First, it helps to use size-approriate pots. Makes irrigation a simple process. When watering a tiny plant in a big pot, you need to make sure that moisture is going deep enough that you aren't training superficial roots. You get weird drying patterns, you get potential buildup of nutrients where the moisture ebbs and flows away from roots - deposits solids, which then go back into solution when moisture returns, and over time that can cause some really fucked up concentration levels in areas where roots will eventually grow.
Second, seedlings often look a bit fugly... 'often' just means you should never be surprised by it. Nearly every hsc plant i've grown didn't look so great popping its first true leaves, lol, but tehy turn out well, nonetheless. So, i'd focus more on growth rate... as long as that's kosher, it's fine even if fugly. If you don't start seeing healthy leave growth within a couple nodes of growth beyond that point, then i'd start to have some concerns about deleterious mutations.
If it's the soil and it powers through, that too will present a healthier plant than before.
So, in either case, patience and good habits.
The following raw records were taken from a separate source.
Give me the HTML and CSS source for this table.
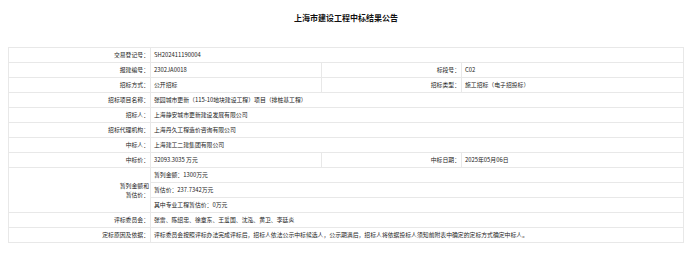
FILE: index.html
```html
<!DOCTYPE html>
<html lang="zh-CN">
<head>
<meta charset="utf-8">
<title>上海市建设工程中标结果公告</title>
<link rel="stylesheet" href="styles.css">
</head>
<body>
<div class="title">上海市建设工程中标结果公告</div>
<table class="info">
  <colgroup>
    <col class="c1"><col class="c2"><col class="c3"><col class="c4">
  </colgroup>
  <tr><td class="lbl">交易登记号：</td><td class="val" colspan="3">SH202411190004</td></tr>
  <tr><td class="lbl">报建编号：</td><td class="val">2302JA0018</td><td class="lbl">标段号：</td><td class="val">C02</td></tr>
  <tr><td class="lbl">招标方式：</td><td class="val">公开招标</td><td class="lbl">招标类型：</td><td class="val">施工招标（电子招投标）</td></tr>
  <tr><td class="lbl">招标项目名称：</td><td class="val" colspan="3">张园城市更新（115-10地块建设工程）项目（排桩基工程）</td></tr>
  <tr><td class="lbl">招标人：</td><td class="val" colspan="3">上海静安城市更新建设发展有限公司</td></tr>
  <tr><td class="lbl">招标代理机构：</td><td class="val" colspan="3">上海丹久工程造价咨询有限公司</td></tr>
  <tr><td class="lbl">中标人：</td><td class="val" colspan="3">上海建工二建集团有限公司</td></tr>
  <tr><td class="lbl">中标价：</td><td class="val">32093.3035 万元</td><td class="lbl">中标日期：</td><td class="val">2025年05月06日</td></tr>
  <tr><td class="lbl multi" rowspan="3">暂列金额和<br>暂估价：</td><td class="val" colspan="3">暂列金额：1300万元</td></tr>
  <tr><td class="val" colspan="3">暂估价：237.7342万元</td></tr>
  <tr><td class="val" colspan="3">其中专业工程暂估价：0万元</td></tr>
  <tr><td class="lbl">评标委员会：</td><td class="val" colspan="3">张雷、陈绍忠、徐章东、王爱国、沈泓、黄卫、李廷炎</td></tr>
  <tr><td class="lbl">定标原因及依据：</td><td class="val" colspan="3">评标委员会按照评标办法完成评标后，招标人依法公示中标候选人，公示期满后，招标人将依据投标人须知前附表中确定的定标方式确定中标人。</td></tr>
</table>
</body>
</html>
```

FILE: styles.css
```css
html, body {
  margin: 0;
  padding: 0;
  background: #ffffff;
}
body {
  margin: 8px;
  font-family: "Noto Sans CJK SC", "Noto Sans", sans-serif;
  color: #222222;
}
.title {
  height: 20px;
  line-height: 20px;
  text-align: center;
  font-size: 8px;
  font-weight: bold;
  color: #111111;
  margin-bottom: 19px;
}
.info {
  width: 675px;
  border-collapse: collapse;
  table-layout: fixed;
  font-size: 5.85px;
  border: 1px solid #e2e2e2;
}
.c1 { width: 142px; }
.c2 { width: 171px; }
.c3 { width: 140px; }
.c4 { width: 222px; }
.info td {
  border: 1px solid #e8e8e8;
  height: 14px;
  line-height: 14px;
  padding: 0;
  white-space: nowrap;
  overflow: hidden;
}
.info td.lbl {
  text-align: right;
  padding-right: 1px;
}
.info td.val {
  text-align: left;
  padding-left: 3px;
}
.info td.multi {
  line-height: 9px;
  white-space: normal;
}
```
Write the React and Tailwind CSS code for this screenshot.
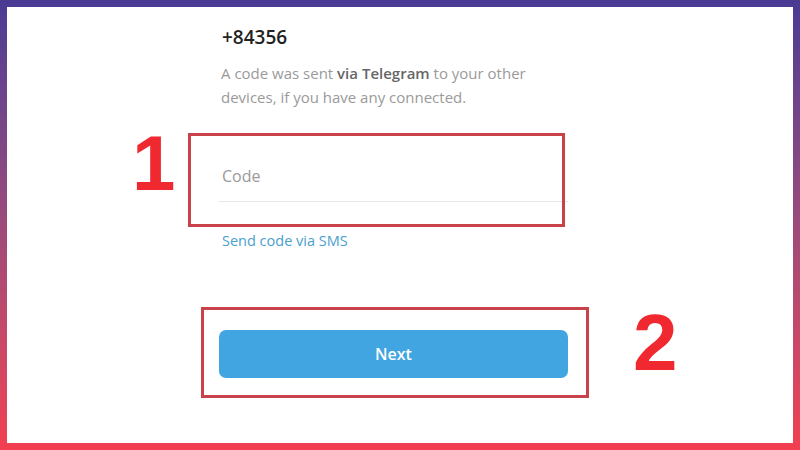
import React from 'react';

const App = () => {
    return (
        <div className="relative w-[800px] h-[450px] p-[7px] bg-linear-to-b from-[#4a3a94] to-[#f23e4f] font-['Open_Sans',sans-serif]">
            <div className="w-full h-full bg-white">
                <div className="ml-[212px] w-[349px] pt-[17px] flex flex-col">
                    <div className="pl-[3px] text-[19px] leading-[26px] font-semibold text-[#222]">+84356</div>
                    <p className="mt-[11px] pl-[2px] text-[15px] leading-[24px] text-[#9a9a9a]">
                        A code was sent <span className="font-semibold text-[#666]">via Telegram</span> to your other devices, if you have any connected.
                    </p>
                    <div className="mt-[41px] h-[52px] flex items-center border-b border-[#e6e6e6]">
                        <input
                            type="text"
                            placeholder="Code"
                            className="w-full pl-[3px] text-[16px] text-[#333] placeholder-[#9a9a9a] outline-none bg-transparent"
                        />
                    </div>
                    <a className="mt-[29px] pl-[3px] text-[14.5px] leading-[20px] text-[#4aa0cd]">Send code via SMS</a>
                    <button className="mt-[79px] h-[48px] w-full rounded-[7px] bg-[#40a5e0] text-white text-[16px] font-semibold">
                        Next
                    </button>
                </div>
            </div>

            {/* annotations */}
            <div className="absolute left-[188px] top-[133px] w-[377px] h-[94px] border-[3px] border-[#c9424a] pointer-events-none" />
            <div className="absolute left-[201px] top-[307px] w-[388px] h-[91px] border-[3px] border-[#c9424a] pointer-events-none" />
            <div className="absolute left-[132px] top-[118px] text-[78px] leading-[90px] font-bold text-[#f0282f] font-['Liberation_Sans',sans-serif]">1</div>
            <div className="absolute left-[633px] top-[297px] text-[80px] leading-[92px] font-bold text-[#f0282f] font-['Liberation_Sans',sans-serif]">2</div>
        </div>
    );
};

export default App;
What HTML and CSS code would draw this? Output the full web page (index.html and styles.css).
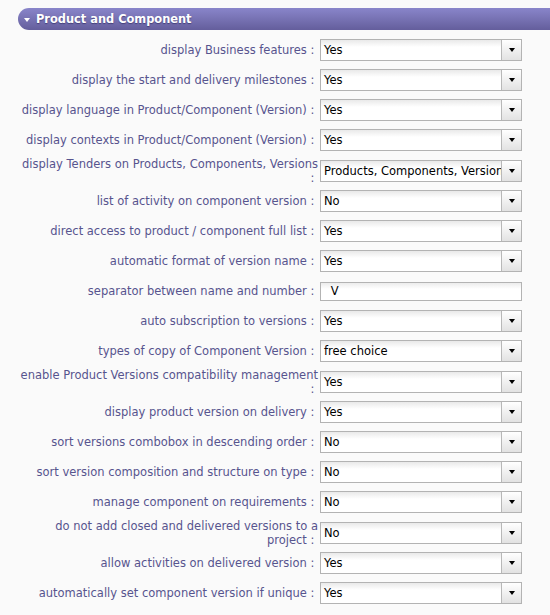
FILE: index.html
```html
<!DOCTYPE html>
<html>
<head>
<meta charset="utf-8">
<link rel="stylesheet" href="styles.css">
</head>
<body>
<div class="section">
  <div class="section-head"><span class="caret"></span><span class="title">Product and Component</span></div>
  <div class="form">
    <div class="row"><label class="lbl">display Business features :&nbsp;</label><div class="combo"><span class="val">Yes</span><span class="btn"><i></i></span></div></div>
    <div class="row"><label class="lbl">display the start and delivery milestones :&nbsp;</label><div class="combo"><span class="val">Yes</span><span class="btn"><i></i></span></div></div>
    <div class="row"><label class="lbl">display language in Product/Component (Version) :&nbsp;</label><div class="combo"><span class="val">Yes</span><span class="btn"><i></i></span></div></div>
    <div class="row"><label class="lbl">display contexts in Product/Component (Version) :&nbsp;</label><div class="combo"><span class="val">Yes</span><span class="btn"><i></i></span></div></div>
    <div class="row"><label class="lbl">display Tenders on Products, Components, Versions<br>:&nbsp;</label><div class="combo"><span class="val">Products, Components, Versions</span><span class="btn"><i></i></span></div></div>
    <div class="row"><label class="lbl">list of activity on component version :&nbsp;</label><div class="combo"><span class="val">No</span><span class="btn"><i></i></span></div></div>
    <div class="row"><label class="lbl">direct access to product / component full list :&nbsp;</label><div class="combo"><span class="val">Yes</span><span class="btn"><i></i></span></div></div>
    <div class="row"><label class="lbl">automatic format of version name :&nbsp;</label><div class="combo"><span class="val">Yes</span><span class="btn"><i></i></span></div></div>
    <div class="row"><label class="lbl">separator between name and number :&nbsp;</label><input class="text" type="text" value=" V"></div>
    <div class="row"><label class="lbl">auto subscription to versions :&nbsp;</label><div class="combo"><span class="val">Yes</span><span class="btn"><i></i></span></div></div>
    <div class="row"><label class="lbl">types of copy of Component Version :&nbsp;</label><div class="combo"><span class="val">free choice</span><span class="btn"><i></i></span></div></div>
    <div class="row"><label class="lbl">enable Product Versions compatibility management<br>:&nbsp;</label><div class="combo"><span class="val">Yes</span><span class="btn"><i></i></span></div></div>
    <div class="row"><label class="lbl">display product version on delivery :&nbsp;</label><div class="combo"><span class="val">Yes</span><span class="btn"><i></i></span></div></div>
    <div class="row"><label class="lbl">sort versions combobox in descending order :&nbsp;</label><div class="combo"><span class="val">No</span><span class="btn"><i></i></span></div></div>
    <div class="row"><label class="lbl">sort version composition and structure on type :&nbsp;</label><div class="combo"><span class="val">No</span><span class="btn"><i></i></span></div></div>
    <div class="row"><label class="lbl">manage component on requirements :&nbsp;</label><div class="combo"><span class="val">No</span><span class="btn"><i></i></span></div></div>
    <div class="row"><label class="lbl">do not add closed and delivered versions to a<br>project :&nbsp;</label><div class="combo"><span class="val">No</span><span class="btn"><i></i></span></div></div>
    <div class="row"><label class="lbl">allow activities on delivered version :&nbsp;</label><div class="combo"><span class="val">Yes</span><span class="btn"><i></i></span></div></div>
    <div class="row"><label class="lbl">automatically set component version if unique :&nbsp;</label><div class="combo"><span class="val">Yes</span><span class="btn"><i></i></span></div></div>
  </div>
</div>
</body>
</html>
```

FILE: styles.css
```css
html, body {
  margin: 0;
  padding: 0;
  background: #fafafa;
}
body {
  padding: 8px 0 0 18px;
  font-family: "DejaVu Sans", Verdana, sans-serif;
  overflow: hidden;
}
.section-head {
  height: 22px;
  border-radius: 11px 0 0 11px;
  background: linear-gradient(#8985ca, #7772b3 50%, #645e9c);
  display: flex;
  align-items: center;
  padding-left: 6px;
  color: #fff;
}
.caret {
  width: 0;
  height: 0;
  border-left: 3px solid transparent;
  border-right: 3px solid transparent;
  border-top: 4px solid #fff;
  margin-right: 6px;
  margin-top: 1px;
}
.title {
  font-weight: bold;
  font-size: 11.4px;
  text-shadow: 0 1px 1px rgba(40, 35, 90, 0.6);
}
.form {
  padding-top: 5px;
}
.row {
  display: flex;
  align-items: center;
  min-height: 30px;
}
.lbl {
  width: 300px;
  flex: none;
  text-align: right;
  font-size: 11.5px;
  line-height: 13.5px;
  padding: 3px 0 1px;
  color: #57548e;
  margin-right: 2px;
}
.combo {
  width: 202px;
  height: 22px;
  box-sizing: border-box;
  border: 1px solid #b3b3b3;
  background: linear-gradient(#e9e9e9, #ffffff 7px);
  display: flex;
  align-items: center;
  overflow: hidden;
}
.val {
  flex: 1;
  padding-left: 3px;
  font-size: 11.5px;
  color: #000;
  white-space: nowrap;
  overflow: hidden;
}
.btn {
  flex: none;
  width: 19px;
  height: 100%;
  border-left: 1px solid #b8b8b8;
  background: linear-gradient(#ffffff, #e2e2e2);
  display: flex;
  align-items: center;
  justify-content: center;
}
.btn i {
  width: 0;
  height: 0;
  border-left: 3px solid transparent;
  border-right: 3px solid transparent;
  border-top: 4px solid #000;
}
.text {
  width: 202px;
  height: 19px;
  box-sizing: border-box;
  margin: 0;
  border: 1px solid #b3b3b3;
  background: linear-gradient(#ececec, #ffffff 6px);
  font-family: "DejaVu Sans", Verdana, sans-serif;
  font-size: 11.5px;
  padding: 0 0 0 6px;
  color: #000;
  outline: none;
}
```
If you use the same soil and continually see this sort of early growth, probably want to dilute that soil (flush with lots of runoff) or mix with something inerty etc... or use peat pucks / coco coir / rock wool to start. Just have to worry about pH with that stuff and seedling powers it's own growth first ~7 days anyway.
i use promis which comes with a ~500ppm charge. Light nutrient charges will not cause a problem. These seeds start in rich soil outside all the time, so it'd be a poorly evolved plant if it couldn't handle 'some' level of nutrients from the start... or terrible selective breeding, if they accidentally maximized a shit-ass trait like that, lol.